Al llegar al pueblo de Pujas, en el corazón de los Andes peruanos, lo primero que se percibe es la complejidad del paisaje: los cerros ocultos por la neblina, el río que discurre en silencio abajo y, de pronto, un sentimiento sobrecogedor que evidencia lo efímero de nuestra existencia y la relatividad de nuestra percepción del tiempo. En ese instante, uno trata de dimensionar lo que implica esperar 37 años. Solo al observar cómo la neblina se disipa lentamente sobre los cerros y descubrir que el reloj apenas ha avanzado diez minutos, se comprende cómo el paso del tiempo moldea la tristeza de miles de familias que aún esperan despedir a sus muertos y cerrar un duelo inconcluso.
Desde 2010, cuando comencé a documentar estos casos—y al igual que muchos colegas—he buscado aportar un testimonio visual de esta parte de la historia, que en muchos casos se ha reducido a una cifra más dentro de la estadística de los miles de desaparecidos que dejó el conflicto armado interno. He intentado ir más allá del registro documental, imaginar la densidad del duelo, acercarme a aquello que mantiene en vigilia a quienes han perdido a sus seres queridos, comprender la urgencia de justicia y la complejidad de una reconciliación aún pendiente.

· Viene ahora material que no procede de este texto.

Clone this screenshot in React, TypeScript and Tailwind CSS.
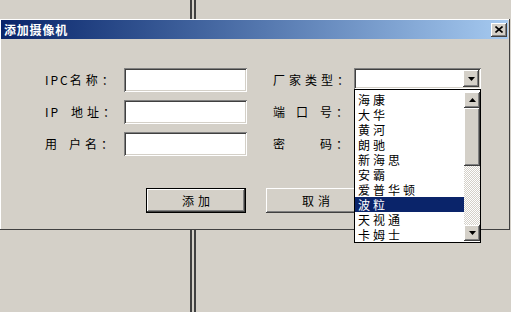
import React from 'react';

const sunken = 'shadow-[inset_1px_1px_0_#808080,inset_-1px_-1px_0_#ffffff,inset_2px_2px_0_#404040,inset_-2px_-2px_0_#d4d0c8]';
const raised = 'shadow-[inset_-1px_-1px_0_#404040,inset_1px_1px_0_#ffffff,inset_-2px_-2px_0_#808080,inset_2px_2px_0_#d4d0c8]';

const vendors = ['海康', '大华', '黄河', '朗驰', '新海思', '安霸', '爱普华顿', '波粒', '天视通', '卡姆士'];

function Arrow({ up }: { up?: boolean }) {
  return (
    <svg width="7" height="4" viewBox="0 0 7 4" className={up ? 'rotate-180' : ''}>
      <path d="M0 0h7L3.5 4z" fill="#000" />
    </svg>
  );
}

function Field({ w = 'w-[123px]' }: { w?: string }) {
  return <div className={`${w} h-[24px] bg-white ${sunken}`} />;
}

function Button({ label, isDefault }: { label: string; isDefault?: boolean }) {
  return (
    <div className={`w-[100px] h-[25px] ${isDefault ? 'border border-black' : ''}`}>
      <div className={`h-full w-full flex items-center justify-center tracking-[4px] pl-[4px] ${raised}`}>{label}</div>
    </div>
  );
}

export default function App() {
  return (
    <div className="relative w-[511px] h-[312px] overflow-hidden bg-[#d4d0c8] font-['Noto_Sans_CJK_SC',sans-serif] text-[12px] text-black">
      {/* desktop behind the dialog */}
      <div className="absolute left-[190px] top-0 h-full w-[6px] border-x-2 border-[#404040]" />

      {/* dialog window */}
      <div className={`absolute left-0 top-[19px] w-[510px] h-[211px] flex flex-col bg-[#d4d0c8] p-[1px] pr-[2px] pb-[2px] shadow-[inset_-1px_-1px_0_#404040,inset_1px_1px_0_#ffffff]`}>
        <div className="h-[19px] flex items-center justify-between pl-[3px] pr-[1px] bg-linear-to-r from-[#0a246a] to-[#a6caf0]">
          <span className="text-white font-bold text-[12px] tracking-[0.8px] leading-none">添加摄像机</span>
          <div className={`w-[16px] h-[14px] flex items-center justify-center bg-[#d4d0c8] ${raised}`}>
            <svg width="8" height="7" viewBox="0 0 8 7">
              <path d="M0.5 0.5l7 6M7.5 0.5l-7 6" stroke="#000" strokeWidth="1.6" />
            </svg>
          </div>
        </div>

        <div className="pt-[29px] pl-[44px]">
          <div className="flex gap-[26px]">
            <div className="flex flex-col gap-[8px]">
              <div className="h-[24px] flex items-center">
                <div className="w-[79px] whitespace-nowrap">
                  <span className="tracking-[2px]">IPC</span>
                  <span className="tracking-[4px]">名称：</span>
                </div>
                <Field />
              </div>
              <div className="h-[24px] flex items-center">
                <div className="w-[79px] whitespace-nowrap">
                  <span className="inline-block w-[26px] tracking-[2px]">IP</span>
                  <span className="tracking-[4px]">地址：</span>
                </div>
                <Field />
              </div>
              <div className="h-[24px] flex items-center">
                <div className="w-[79px] whitespace-nowrap">
                  <span className="inline-block w-[24px]">用</span>
                  <span className="tracking-[4px]">户名：</span>
                </div>
                <Field />
              </div>
            </div>

            <div className="flex flex-col gap-[8px]">
              <div className="h-[24px] flex items-center">
                <div className="w-[81px] whitespace-nowrap">
                  <span className="tracking-[4px]">厂家类型：</span>
                </div>
                <div className={`self-start w-[127px] h-[21px] bg-white flex justify-end p-[2px] ${sunken}`}>
                  <div className={`w-[16px] h-[17px] flex items-center justify-center bg-[#d4d0c8] ${raised}`}>
                    <Arrow />
                  </div>
                </div>
              </div>
              <div className="h-[24px] flex items-center">
                <div className="w-[81px] whitespace-nowrap">
                  <span className="inline-block w-[23px]">端</span>
                  <span className="inline-block w-[24px]">口</span>
                  <span className="tracking-[4px]">号：</span>
                </div>
                <Field w="w-[127px]" />
              </div>
              <div className="h-[24px] flex items-center">
                <div className="w-[81px] whitespace-nowrap">
                  <span className="inline-block w-[47px]">密</span>
                  <span className="tracking-[4px]">码：</span>
                </div>
                <Field w="w-[127px]" />
              </div>
            </div>
          </div>

          <div className="mt-[32px] flex gap-[20px] pl-[101px]">
            <Button label="添加" isDefault />
            <Button label="取消" />
          </div>
        </div>
      </div>

      {/* open combo list */}
      <div className="absolute left-[354px] top-[89px] w-[127px] h-[154px] border border-black bg-white flex">
        <div className="flex-1 pt-[2px]">
          {vendors.map((v) => (
            <div
              key={v}
              className={`h-[15px] leading-[15px] pl-[3px] tracking-[3px] whitespace-nowrap ${v === '波粒' ? 'bg-[#0a246a] text-white' : ''}`}
            >
              {v}
            </div>
          ))}
        </div>
        <div className="w-[16px] flex flex-col pt-[2px] pb-[1px]">
          <div className={`h-[16px] flex items-center justify-center bg-[#d4d0c8] ${raised}`}>
            <Arrow up />
          </div>
          <div className={`h-[58px] bg-[#d4d0c8] ${raised}`} />
          <div className="flex-1 bg-[repeating-conic-gradient(#d4d0c8_0_25%,#ffffff_0_50%)] bg-size-[2px_2px]" />
          <div className={`h-[16px] flex items-center justify-center bg-[#d4d0c8] ${raised}`}>
            <Arrow />
          </div>
        </div>
      </div>
    </div>
  );
}
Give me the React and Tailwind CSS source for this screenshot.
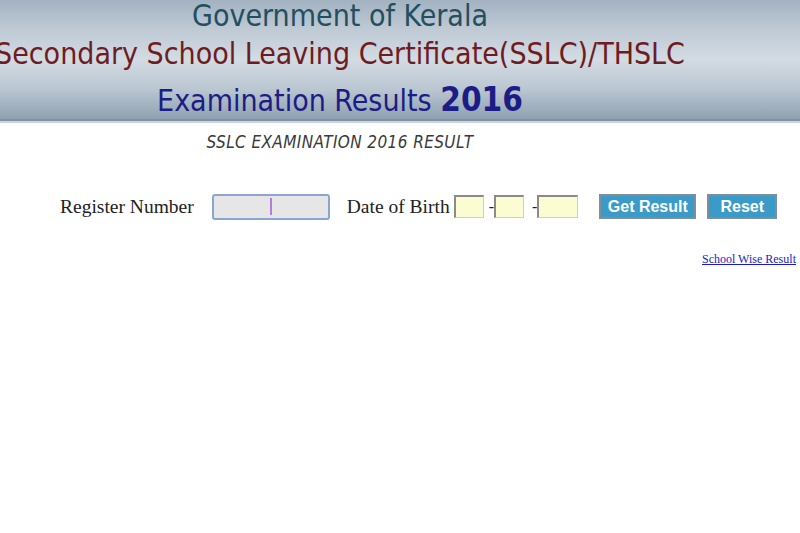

Sobre todo, me interesa lo que los huesos pueden decir. Más allá de la retórica forense y su lectura técnica, existe una relación simbólica mucho más poderosa: los restos nos trascienden, y en ellos los huesos se convierten en prueba, consuelo y lenguaje. La geografía de los Andes peruanos anticipa la lectura de un territorio herido, tanto en su forma como en la memoria de los hechos que presenció. Sin embargo, la resiliencia de sus pobladores y la fraternidad de las familias que comparten lo poco que tienen durante los velorios restituyen parte de la humanidad que se desvirtuó en los años de violencia. Es desde esa colectividad que las historias se entrelazan en un solo relato.